The grant from the West Virginia Division of Highways and the Federal Highway Administration will fund the West Virginia Local Technical Assistant Program for 2011. The center was established in 1984 and is housed within West Virginia University’s College of Engineering and Mineral Resources.
“The West Virginia LTAP Center not only interacts with transportation personnel in municipalities but also with other agencies and firms that have an impact on the state’s highways, including the state Division of Highways, the Federal Highway Administration, the Governor’s Office of Highway Safety, and engineering and construction firms working in the state,” said Director John Zaniewski, a professor of civil and environmental engineering.
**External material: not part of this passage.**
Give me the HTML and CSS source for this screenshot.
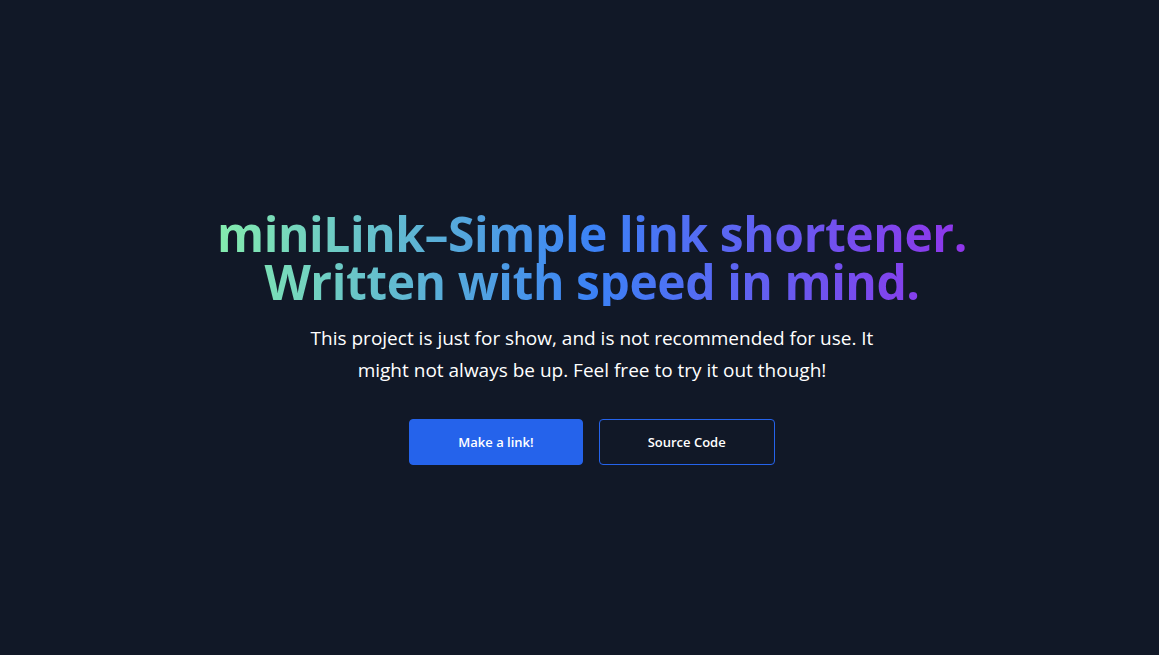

Andrew Morgan, professional engineer/program coordinator for the WV LTAP added, “We are also dedicated to raising awareness of roadway safety issues. One way we do this is by helping roadway managers recognize potential problems and learn measures they can take to implement proven techniques.”
The Center serves West Virginia’s municipalities by disseminating information on techniques for managing the roadway and street infrastructure.
The Center’s mission is to foster a safe, efficient and environmentally sound surface transportation system by improving skills and increasing knowledge of the transportation workforce and decision makers. One of its main focuses is to provide training to state and local roadway agencies. Topics cover a wide range, everything from worker and roadway safety to communication issues. The Center offers onsite and office technical assistance on various roadway issues, including traffic signage placement, drainage, intersection safety, software management and sidewalk safety assessments.
For every dollar LTAP centers spend on information and training, local transportation agencies save approximately $8.
“The WV LTAP knows how strained local and state roadway agency budgets are,” said Kim Carr, program coordinator. “We are dedicated to providing quality training and technical assistance that can help these agencies stretch their dollars and resources.”
The WV LTAP is part of the National Local Technical Assistance Program. The Local Technical Assistance Program and Tribal Technical Assistance Program comprises a network of 58 centers – one in every state, Puerto Rico and regional centers serving tribal governments.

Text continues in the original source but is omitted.